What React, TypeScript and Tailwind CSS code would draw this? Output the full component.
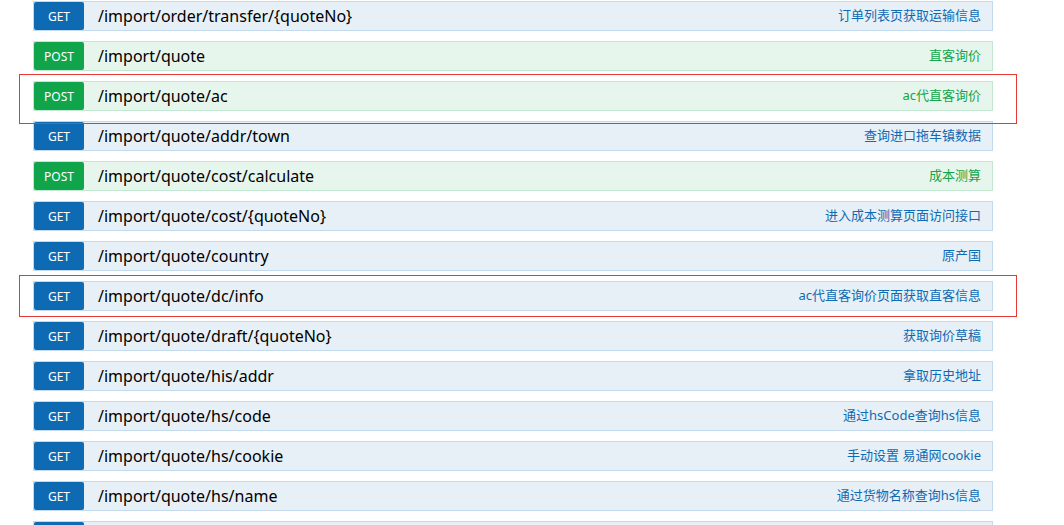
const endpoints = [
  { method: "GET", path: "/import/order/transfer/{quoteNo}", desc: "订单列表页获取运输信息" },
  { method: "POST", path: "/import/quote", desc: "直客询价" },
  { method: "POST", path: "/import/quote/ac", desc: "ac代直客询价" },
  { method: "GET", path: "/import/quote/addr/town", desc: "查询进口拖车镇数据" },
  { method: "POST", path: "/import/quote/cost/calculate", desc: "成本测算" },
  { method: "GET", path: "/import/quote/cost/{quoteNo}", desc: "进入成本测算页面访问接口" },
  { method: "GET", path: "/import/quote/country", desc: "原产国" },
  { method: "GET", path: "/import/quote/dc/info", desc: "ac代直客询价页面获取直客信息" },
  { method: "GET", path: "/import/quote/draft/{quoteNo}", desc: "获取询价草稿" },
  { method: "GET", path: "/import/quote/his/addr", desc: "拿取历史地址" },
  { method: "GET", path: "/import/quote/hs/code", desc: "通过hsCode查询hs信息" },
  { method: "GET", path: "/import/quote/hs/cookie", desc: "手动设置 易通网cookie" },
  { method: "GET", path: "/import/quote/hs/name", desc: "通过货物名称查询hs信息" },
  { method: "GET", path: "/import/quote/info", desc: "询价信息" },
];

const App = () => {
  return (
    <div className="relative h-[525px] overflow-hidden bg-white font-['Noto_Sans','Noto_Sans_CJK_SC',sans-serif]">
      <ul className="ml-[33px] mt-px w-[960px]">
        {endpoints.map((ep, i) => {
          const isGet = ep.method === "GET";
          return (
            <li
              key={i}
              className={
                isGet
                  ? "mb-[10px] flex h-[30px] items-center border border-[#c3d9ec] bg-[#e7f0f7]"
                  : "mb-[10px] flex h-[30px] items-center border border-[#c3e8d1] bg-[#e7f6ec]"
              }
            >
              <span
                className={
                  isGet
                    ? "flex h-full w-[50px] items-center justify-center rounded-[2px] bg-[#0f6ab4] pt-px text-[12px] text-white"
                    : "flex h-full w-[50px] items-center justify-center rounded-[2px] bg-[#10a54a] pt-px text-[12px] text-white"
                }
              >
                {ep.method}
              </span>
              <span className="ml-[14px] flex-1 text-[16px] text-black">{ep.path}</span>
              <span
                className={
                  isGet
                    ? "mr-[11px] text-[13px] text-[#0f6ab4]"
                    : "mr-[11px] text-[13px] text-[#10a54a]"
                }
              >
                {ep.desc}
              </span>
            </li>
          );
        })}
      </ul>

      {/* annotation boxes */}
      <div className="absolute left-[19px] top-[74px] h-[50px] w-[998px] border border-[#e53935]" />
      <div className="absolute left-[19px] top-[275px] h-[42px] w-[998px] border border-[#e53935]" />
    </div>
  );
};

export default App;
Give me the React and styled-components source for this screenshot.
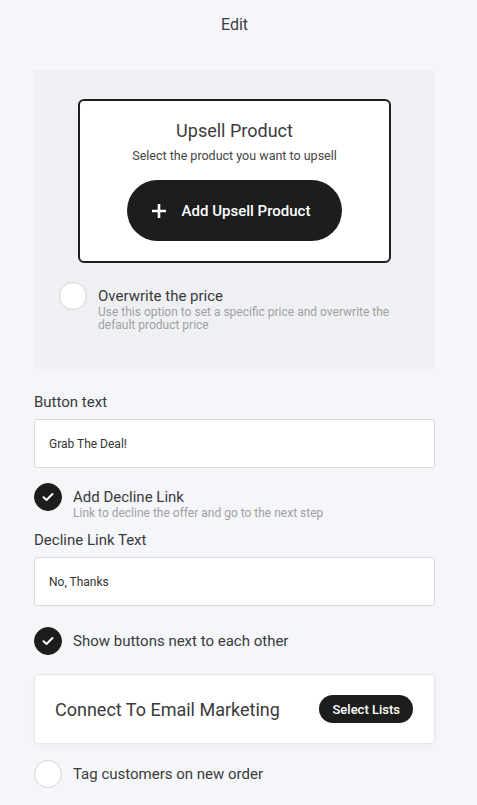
-.-.-
• [Exercise instructions] List all lines holding the string "code".

• [Answer to the problem]
What React, TypeScript and Tailwind CSS code would draw this? Output the full component.
  { method: "GET", path: "/import/quote/hs/code", desc: "通过hsCode查询hs信息" },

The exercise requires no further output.